### Written exercise
Write each record again exactly as it stands.

Code that builds pages
>> start
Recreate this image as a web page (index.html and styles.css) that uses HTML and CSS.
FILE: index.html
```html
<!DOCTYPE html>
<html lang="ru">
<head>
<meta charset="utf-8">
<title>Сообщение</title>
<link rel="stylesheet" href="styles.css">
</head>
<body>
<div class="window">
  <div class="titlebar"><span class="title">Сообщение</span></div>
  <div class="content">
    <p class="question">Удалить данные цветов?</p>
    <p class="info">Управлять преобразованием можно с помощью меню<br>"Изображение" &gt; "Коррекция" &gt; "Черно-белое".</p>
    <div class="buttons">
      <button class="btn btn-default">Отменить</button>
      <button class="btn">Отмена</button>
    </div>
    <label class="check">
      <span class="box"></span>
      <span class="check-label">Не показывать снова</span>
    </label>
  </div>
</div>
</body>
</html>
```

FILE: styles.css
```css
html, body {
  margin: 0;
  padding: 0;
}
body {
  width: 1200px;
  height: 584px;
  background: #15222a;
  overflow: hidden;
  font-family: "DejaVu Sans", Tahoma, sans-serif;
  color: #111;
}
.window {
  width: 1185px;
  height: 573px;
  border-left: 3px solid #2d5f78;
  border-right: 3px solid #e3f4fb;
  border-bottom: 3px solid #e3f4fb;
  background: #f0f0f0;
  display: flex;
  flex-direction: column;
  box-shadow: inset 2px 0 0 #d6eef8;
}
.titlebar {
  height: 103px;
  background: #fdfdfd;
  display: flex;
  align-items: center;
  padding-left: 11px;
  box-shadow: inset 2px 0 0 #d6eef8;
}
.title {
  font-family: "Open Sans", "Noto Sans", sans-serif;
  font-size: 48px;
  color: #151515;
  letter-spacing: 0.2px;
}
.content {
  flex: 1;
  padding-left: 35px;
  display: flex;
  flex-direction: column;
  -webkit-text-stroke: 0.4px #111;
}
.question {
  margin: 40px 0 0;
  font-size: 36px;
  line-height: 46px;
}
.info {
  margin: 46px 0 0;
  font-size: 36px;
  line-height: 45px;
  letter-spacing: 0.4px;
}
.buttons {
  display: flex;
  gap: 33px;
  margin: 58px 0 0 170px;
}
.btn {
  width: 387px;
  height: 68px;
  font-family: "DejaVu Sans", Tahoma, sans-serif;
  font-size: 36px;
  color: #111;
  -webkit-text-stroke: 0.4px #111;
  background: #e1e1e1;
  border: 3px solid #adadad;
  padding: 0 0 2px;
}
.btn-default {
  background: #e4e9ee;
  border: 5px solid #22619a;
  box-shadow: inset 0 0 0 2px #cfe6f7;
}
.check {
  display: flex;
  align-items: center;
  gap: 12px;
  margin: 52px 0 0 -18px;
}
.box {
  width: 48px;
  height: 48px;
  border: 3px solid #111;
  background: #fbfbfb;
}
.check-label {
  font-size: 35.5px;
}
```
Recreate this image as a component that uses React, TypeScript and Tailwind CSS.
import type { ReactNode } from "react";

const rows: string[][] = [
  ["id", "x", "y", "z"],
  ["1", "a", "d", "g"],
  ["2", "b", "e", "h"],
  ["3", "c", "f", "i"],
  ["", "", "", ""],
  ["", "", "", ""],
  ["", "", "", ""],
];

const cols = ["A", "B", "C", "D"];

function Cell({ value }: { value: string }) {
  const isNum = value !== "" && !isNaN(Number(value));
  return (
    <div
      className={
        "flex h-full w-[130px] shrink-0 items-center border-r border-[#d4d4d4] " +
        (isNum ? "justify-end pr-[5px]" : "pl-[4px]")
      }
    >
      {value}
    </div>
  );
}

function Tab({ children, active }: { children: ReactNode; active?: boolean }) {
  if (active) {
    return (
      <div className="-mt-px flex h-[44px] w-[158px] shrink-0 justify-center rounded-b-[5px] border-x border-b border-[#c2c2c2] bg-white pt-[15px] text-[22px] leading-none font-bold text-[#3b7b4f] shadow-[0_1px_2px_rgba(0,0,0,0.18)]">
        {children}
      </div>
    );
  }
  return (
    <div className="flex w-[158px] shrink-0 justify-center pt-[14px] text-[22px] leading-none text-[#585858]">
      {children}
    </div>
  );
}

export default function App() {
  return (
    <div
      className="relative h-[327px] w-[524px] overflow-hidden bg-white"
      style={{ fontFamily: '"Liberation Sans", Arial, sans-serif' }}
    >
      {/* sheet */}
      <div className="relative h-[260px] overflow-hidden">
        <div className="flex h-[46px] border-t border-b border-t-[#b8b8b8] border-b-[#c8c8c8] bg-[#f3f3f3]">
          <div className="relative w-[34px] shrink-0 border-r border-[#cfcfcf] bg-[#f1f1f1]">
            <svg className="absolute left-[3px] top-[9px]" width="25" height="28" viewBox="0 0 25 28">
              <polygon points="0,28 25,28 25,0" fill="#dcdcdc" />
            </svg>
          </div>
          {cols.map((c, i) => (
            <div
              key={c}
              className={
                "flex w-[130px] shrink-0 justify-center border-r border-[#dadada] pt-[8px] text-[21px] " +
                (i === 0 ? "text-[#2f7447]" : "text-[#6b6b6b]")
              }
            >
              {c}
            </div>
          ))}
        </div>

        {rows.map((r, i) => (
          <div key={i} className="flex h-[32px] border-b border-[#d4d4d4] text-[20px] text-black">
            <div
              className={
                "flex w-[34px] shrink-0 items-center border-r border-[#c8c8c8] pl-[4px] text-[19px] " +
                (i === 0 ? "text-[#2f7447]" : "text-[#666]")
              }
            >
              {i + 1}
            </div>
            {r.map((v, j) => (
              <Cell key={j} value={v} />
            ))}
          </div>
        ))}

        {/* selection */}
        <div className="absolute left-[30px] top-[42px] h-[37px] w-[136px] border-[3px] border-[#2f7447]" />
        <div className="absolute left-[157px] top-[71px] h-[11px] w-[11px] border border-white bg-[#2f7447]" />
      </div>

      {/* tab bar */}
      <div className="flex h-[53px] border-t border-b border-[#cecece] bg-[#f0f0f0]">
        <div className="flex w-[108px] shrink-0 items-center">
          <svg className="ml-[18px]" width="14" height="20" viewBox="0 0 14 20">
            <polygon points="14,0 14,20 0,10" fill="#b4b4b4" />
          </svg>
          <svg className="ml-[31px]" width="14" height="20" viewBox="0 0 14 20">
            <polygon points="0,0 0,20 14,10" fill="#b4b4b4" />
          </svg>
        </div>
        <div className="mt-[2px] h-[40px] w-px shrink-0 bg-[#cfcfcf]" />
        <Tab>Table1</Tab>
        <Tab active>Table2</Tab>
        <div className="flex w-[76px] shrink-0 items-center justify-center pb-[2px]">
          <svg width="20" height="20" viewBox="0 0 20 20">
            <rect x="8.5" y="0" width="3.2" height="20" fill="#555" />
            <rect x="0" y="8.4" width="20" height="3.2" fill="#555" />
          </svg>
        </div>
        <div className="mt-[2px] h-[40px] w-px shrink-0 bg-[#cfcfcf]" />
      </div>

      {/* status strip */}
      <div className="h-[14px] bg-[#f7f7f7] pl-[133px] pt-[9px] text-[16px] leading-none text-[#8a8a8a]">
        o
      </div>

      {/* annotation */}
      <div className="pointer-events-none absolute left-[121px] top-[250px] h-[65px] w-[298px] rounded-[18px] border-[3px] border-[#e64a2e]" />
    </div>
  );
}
>> end
### The solution
Recreate this image as a web page (index.html and styles.css) that uses HTML and CSS.
FILE: index.html
```html
<!DOCTYPE html>
<html lang="ru">
<head>
<meta charset="utf-8">
<title>Сообщение</title>
<link rel="stylesheet" href="styles.css">
</head>
<body>
<div class="window">
  <div class="titlebar"><span class="title">Сообщение</span></div>
  <div class="content">
    <p class="question">Удалить данные цветов?</p>
    <p class="info">Управлять преобразованием можно с помощью меню<br>"Изображение" &gt; "Коррекция" &gt; "Черно-белое".</p>
    <div class="buttons">
      <button class="btn btn-default">Отменить</button>
      <button class="btn">Отмена</button>
    </div>
    <label class="check">
      <span class="box"></span>
      <span class="check-label">Не показывать снова</span>
    </label>
  </div>
</div>
</body>
</html>
```

FILE: styles.css
```css
html, body {
  margin: 0;
  padding: 0;
}
body {
  width: 1200px;
  height: 584px;
  background: #15222a;
  overflow: hidden;
  font-family: "DejaVu Sans", Tahoma, sans-serif;
  color: #111;
}
.window {
  width: 1185px;
  height: 573px;
  border-left: 3px solid #2d5f78;
  border-right: 3px solid #e3f4fb;
  border-bottom: 3px solid #e3f4fb;
  background: #f0f0f0;
  display: flex;
  flex-direction: column;
  box-shadow: inset 2px 0 0 #d6eef8;
}
.titlebar {
  height: 103px;
  background: #fdfdfd;
  display: flex;
  align-items: center;
  padding-left: 11px;
  box-shadow: inset 2px 0 0 #d6eef8;
}
.title {
  font-family: "Open Sans", "Noto Sans", sans-serif;
  font-size: 48px;
  color: #151515;
  letter-spacing: 0.2px;
}
.content {
  flex: 1;
  padding-left: 35px;
  display: flex;
  flex-direction: column;
  -webkit-text-stroke: 0.4px #111;
}
.question {
  margin: 40px 0 0;
  font-size: 36px;
  line-height: 46px;
}
.info {
  margin: 46px 0 0;
  font-size: 36px;
  line-height: 45px;
  letter-spacing: 0.4px;
}
.buttons {
  display: flex;
  gap: 33px;
  margin: 58px 0 0 170px;
}
.btn {
  width: 387px;
  height: 68px;
  font-family: "DejaVu Sans", Tahoma, sans-serif;
  font-size: 36px;
  color: #111;
  -webkit-text-stroke: 0.4px #111;
  background: #e1e1e1;
  border: 3px solid #adadad;
  padding: 0 0 2px;
}
.btn-default {
  background: #e4e9ee;
  border: 5px solid #22619a;
  box-shadow: inset 0 0 0 2px #cfe6f7;
}
.check {
  display: flex;
  align-items: center;
  gap: 12px;
  margin: 52px 0 0 -18px;
}
.box {
  width: 48px;
  height: 48px;
  border: 3px solid #111;
  background: #fbfbfb;
}
.check-label {
  font-size: 35.5px;
}
```
Recreate this image as a component that uses React, TypeScript and Tailwind CSS.
import type { ReactNode } from "react";

const rows: string[][] = [
  ["id", "x", "y", "z"],
  ["1", "a", "d", "g"],
  ["2", "b", "e", "h"],
  ["3", "c", "f", "i"],
  ["", "", "", ""],
  ["", "", "", ""],
  ["", "", "", ""],
];

const cols = ["A", "B", "C", "D"];

function Cell({ value }: { value: string }) {
  const isNum = value !== "" && !isNaN(Number(value));
  return (
    <div
      className={
        "flex h-full w-[130px] shrink-0 items-center border-r border-[#d4d4d4] " +
        (isNum ? "justify-end pr-[5px]" : "pl-[4px]")
      }
    >
      {value}
    </div>
  );
}

function Tab({ children, active }: { children: ReactNode; active?: boolean }) {
  if (active) {
    return (
      <div className="-mt-px flex h-[44px] w-[158px] shrink-0 justify-center rounded-b-[5px] border-x border-b border-[#c2c2c2] bg-white pt-[15px] text-[22px] leading-none font-bold text-[#3b7b4f] shadow-[0_1px_2px_rgba(0,0,0,0.18)]">
        {children}
      </div>
    );
  }
  return (
    <div className="flex w-[158px] shrink-0 justify-center pt-[14px] text-[22px] leading-none text-[#585858]">
      {children}
    </div>
  );
}

export default function App() {
  return (
    <div
      className="relative h-[327px] w-[524px] overflow-hidden bg-white"
      style={{ fontFamily: '"Liberation Sans", Arial, sans-serif' }}
    >
      {/* sheet */}
      <div className="relative h-[260px] overflow-hidden">
        <div className="flex h-[46px] border-t border-b border-t-[#b8b8b8] border-b-[#c8c8c8] bg-[#f3f3f3]">
          <div className="relative w-[34px] shrink-0 border-r border-[#cfcfcf] bg-[#f1f1f1]">
            <svg className="absolute left-[3px] top-[9px]" width="25" height="28" viewBox="0 0 25 28">
              <polygon points="0,28 25,28 25,0" fill="#dcdcdc" />
            </svg>
          </div>
          {cols.map((c, i) => (
            <div
              key={c}
              className={
                "flex w-[130px] shrink-0 justify-center border-r border-[#dadada] pt-[8px] text-[21px] " +
                (i === 0 ? "text-[#2f7447]" : "text-[#6b6b6b]")
              }
            >
              {c}
            </div>
          ))}
        </div>

        {rows.map((r, i) => (
          <div key={i} className="flex h-[32px] border-b border-[#d4d4d4] text-[20px] text-black">
            <div
              className={
                "flex w-[34px] shrink-0 items-center border-r border-[#c8c8c8] pl-[4px] text-[19px] " +
                (i === 0 ? "text-[#2f7447]" : "text-[#666]")
              }
            >
              {i + 1}
            </div>
            {r.map((v, j) => (
              <Cell key={j} value={v} />
            ))}
          </div>
        ))}

        {/* selection */}
        <div className="absolute left-[30px] top-[42px] h-[37px] w-[136px] border-[3px] border-[#2f7447]" />
        <div className="absolute left-[157px] top-[71px] h-[11px] w-[11px] border border-white bg-[#2f7447]" />
      </div>

      {/* tab bar */}
      <div className="flex h-[53px] border-t border-b border-[#cecece] bg-[#f0f0f0]">
        <div className="flex w-[108px] shrink-0 items-center">
          <svg className="ml-[18px]" width="14" height="20" viewBox="0 0 14 20">
            <polygon points="14,0 14,20 0,10" fill="#b4b4b4" />
          </svg>
          <svg className="ml-[31px]" width="14" height="20" viewBox="0 0 14 20">
            <polygon points="0,0 0,20 14,10" fill="#b4b4b4" />
          </svg>
        </div>
        <div className="mt-[2px] h-[40px] w-px shrink-0 bg-[#cfcfcf]" />
        <Tab>Table1</Tab>
        <Tab active>Table2</Tab>
        <div className="flex w-[76px] shrink-0 items-center justify-center pb-[2px]">
          <svg width="20" height="20" viewBox="0 0 20 20">
            <rect x="8.5" y="0" width="3.2" height="20" fill="#555" />
            <rect x="0" y="8.4" width="20" height="3.2" fill="#555" />
          </svg>
        </div>
        <div className="mt-[2px] h-[40px] w-px shrink-0 bg-[#cfcfcf]" />
      </div>

      {/* status strip */}
      <div className="h-[14px] bg-[#f7f7f7] pl-[133px] pt-[9px] text-[16px] leading-none text-[#8a8a8a]">
        o
      </div>

      {/* annotation */}
      <div className="pointer-events-none absolute left-[121px] top-[250px] h-[65px] w-[298px] rounded-[18px] border-[3px] border-[#e64a2e]" />
    </div>
  );
}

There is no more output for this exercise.